- **Goal of the exercise**: Leaving out the pictures, retype all the material exactly.

- **Source material**:
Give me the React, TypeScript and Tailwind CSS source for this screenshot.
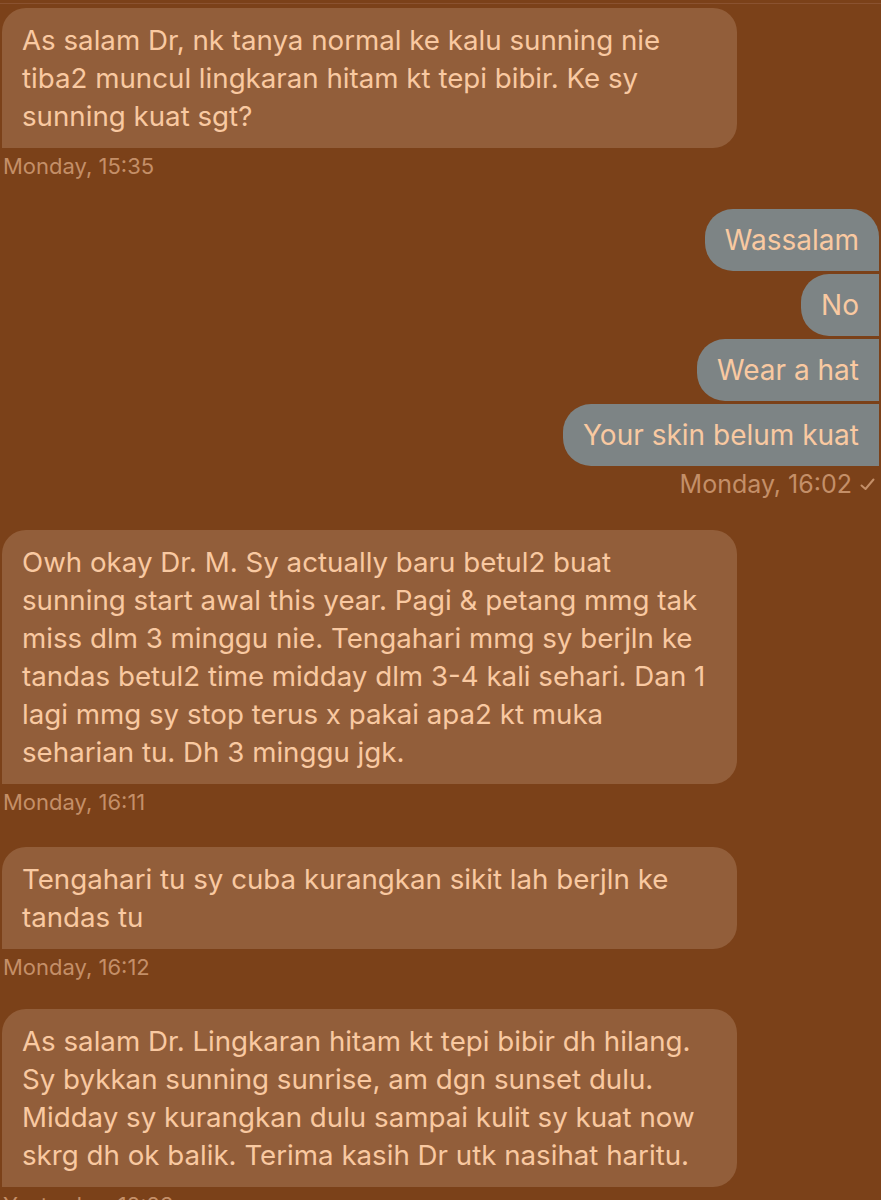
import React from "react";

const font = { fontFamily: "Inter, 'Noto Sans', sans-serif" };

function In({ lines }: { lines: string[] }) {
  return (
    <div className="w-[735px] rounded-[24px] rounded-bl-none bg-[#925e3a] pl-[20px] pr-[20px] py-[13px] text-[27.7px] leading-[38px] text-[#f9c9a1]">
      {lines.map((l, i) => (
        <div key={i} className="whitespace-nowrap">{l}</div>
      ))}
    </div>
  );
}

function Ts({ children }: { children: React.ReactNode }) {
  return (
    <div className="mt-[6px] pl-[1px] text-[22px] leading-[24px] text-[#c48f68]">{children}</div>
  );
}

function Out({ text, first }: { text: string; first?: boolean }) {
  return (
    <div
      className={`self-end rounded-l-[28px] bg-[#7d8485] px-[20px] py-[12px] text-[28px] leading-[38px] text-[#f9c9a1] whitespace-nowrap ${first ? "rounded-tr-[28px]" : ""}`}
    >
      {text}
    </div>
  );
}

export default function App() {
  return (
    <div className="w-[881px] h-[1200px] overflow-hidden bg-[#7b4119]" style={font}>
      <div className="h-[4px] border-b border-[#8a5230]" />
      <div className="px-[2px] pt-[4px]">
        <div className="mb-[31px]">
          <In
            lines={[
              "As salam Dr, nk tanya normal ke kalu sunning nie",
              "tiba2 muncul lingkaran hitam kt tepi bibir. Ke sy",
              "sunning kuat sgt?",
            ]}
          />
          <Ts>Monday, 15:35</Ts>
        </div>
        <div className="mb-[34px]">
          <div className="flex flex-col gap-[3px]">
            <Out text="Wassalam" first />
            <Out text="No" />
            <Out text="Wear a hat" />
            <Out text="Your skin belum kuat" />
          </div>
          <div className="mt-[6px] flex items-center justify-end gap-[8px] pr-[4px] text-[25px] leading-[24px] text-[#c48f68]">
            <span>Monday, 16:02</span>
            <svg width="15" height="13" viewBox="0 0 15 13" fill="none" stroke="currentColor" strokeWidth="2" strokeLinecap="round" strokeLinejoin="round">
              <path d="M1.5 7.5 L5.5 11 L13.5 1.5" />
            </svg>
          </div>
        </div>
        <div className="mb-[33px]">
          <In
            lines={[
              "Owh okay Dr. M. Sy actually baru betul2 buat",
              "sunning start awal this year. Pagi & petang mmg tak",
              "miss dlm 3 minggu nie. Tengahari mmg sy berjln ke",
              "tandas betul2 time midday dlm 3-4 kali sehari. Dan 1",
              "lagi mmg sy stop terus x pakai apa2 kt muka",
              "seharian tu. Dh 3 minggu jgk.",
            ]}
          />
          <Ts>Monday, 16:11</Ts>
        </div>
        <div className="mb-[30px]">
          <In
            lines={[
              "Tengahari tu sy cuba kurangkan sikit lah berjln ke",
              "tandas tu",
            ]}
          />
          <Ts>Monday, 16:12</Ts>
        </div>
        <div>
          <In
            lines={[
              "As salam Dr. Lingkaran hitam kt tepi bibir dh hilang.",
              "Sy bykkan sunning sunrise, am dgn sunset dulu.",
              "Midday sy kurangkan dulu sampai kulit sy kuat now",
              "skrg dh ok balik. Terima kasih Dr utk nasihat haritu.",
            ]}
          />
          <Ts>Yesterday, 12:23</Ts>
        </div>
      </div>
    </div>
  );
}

- **Exercise answer**:
Give me the React, TypeScript and Tailwind CSS source for this screenshot.
import React from "react";

const font = { fontFamily: "Inter, 'Noto Sans', sans-serif" };

function In({ lines }: { lines: string[] }) {
  return (
    <div className="w-[735px] rounded-[24px] rounded-bl-none bg-[#925e3a] pl-[20px] pr-[20px] py-[13px] text-[27.7px] leading-[38px] text-[#f9c9a1]">
      {lines.map((l, i) => (
        <div key={i} className="whitespace-nowrap">{l}</div>
      ))}
    </div>
  );
}

function Ts({ children }: { children: React.ReactNode }) {
  return (
    <div className="mt-[6px] pl-[1px] text-[22px] leading-[24px] text-[#c48f68]">{children}</div>
  );
}

function Out({ text, first }: { text: string; first?: boolean }) {
  return (
    <div
      className={`self-end rounded-l-[28px] bg-[#7d8485] px-[20px] py-[12px] text-[28px] leading-[38px] text-[#f9c9a1] whitespace-nowrap ${first ? "rounded-tr-[28px]" : ""}`}
    >
      {text}
    </div>
  );
}

export default function App() {
  return (
    <div className="w-[881px] h-[1200px] overflow-hidden bg-[#7b4119]" style={font}>
      <div className="h-[4px] border-b border-[#8a5230]" />
      <div className="px-[2px] pt-[4px]">
        <div className="mb-[31px]">
          <In
            lines={[
              "As salam Dr, nk tanya normal ke kalu sunning nie",
              "tiba2 muncul lingkaran hitam kt tepi bibir. Ke sy",
              "sunning kuat sgt?",
            ]}
          />
          <Ts>Monday, 15:35</Ts>
        </div>
        <div className="mb-[34px]">
          <div className="flex flex-col gap-[3px]">
            <Out text="Wassalam" first />
            <Out text="No" />
            <Out text="Wear a hat" />
            <Out text="Your skin belum kuat" />
          </div>
          <div className="mt-[6px] flex items-center justify-end gap-[8px] pr-[4px] text-[25px] leading-[24px] text-[#c48f68]">
            <span>Monday, 16:02</span>
            <svg width="15" height="13" viewBox="0 0 15 13" fill="none" stroke="currentColor" strokeWidth="2" strokeLinecap="round" strokeLinejoin="round">
              <path d="M1.5 7.5 L5.5 11 L13.5 1.5" />
            </svg>
          </div>
        </div>
        <div className="mb-[33px]">
          <In
            lines={[
              "Owh okay Dr. M. Sy actually baru betul2 buat",
              "sunning start awal this year. Pagi & petang mmg tak",
              "miss dlm 3 minggu nie. Tengahari mmg sy berjln ke",
              "tandas betul2 time midday dlm 3-4 kali sehari. Dan 1",
              "lagi mmg sy stop terus x pakai apa2 kt muka",
              "seharian tu. Dh 3 minggu jgk.",
            ]}
          />
          <Ts>Monday, 16:11</Ts>
        </div>
        <div className="mb-[30px]">
          <In
            lines={[
              "Tengahari tu sy cuba kurangkan sikit lah berjln ke",
              "tandas tu",
            ]}
          />
          <Ts>Monday, 16:12</Ts>
        </div>
        <div>
          <In
            lines={[
              "As salam Dr. Lingkaran hitam kt tepi bibir dh hilang.",
              "Sy bykkan sunning sunrise, am dgn sunset dulu.",
              "Midday sy kurangkan dulu sampai kulit sy kuat now",
              "skrg dh ok balik. Terima kasih Dr utk nasihat haritu.",
            ]}
          />
          <Ts>Yesterday, 12:23</Ts>
        </div>
      </div>
    </div>
  );
}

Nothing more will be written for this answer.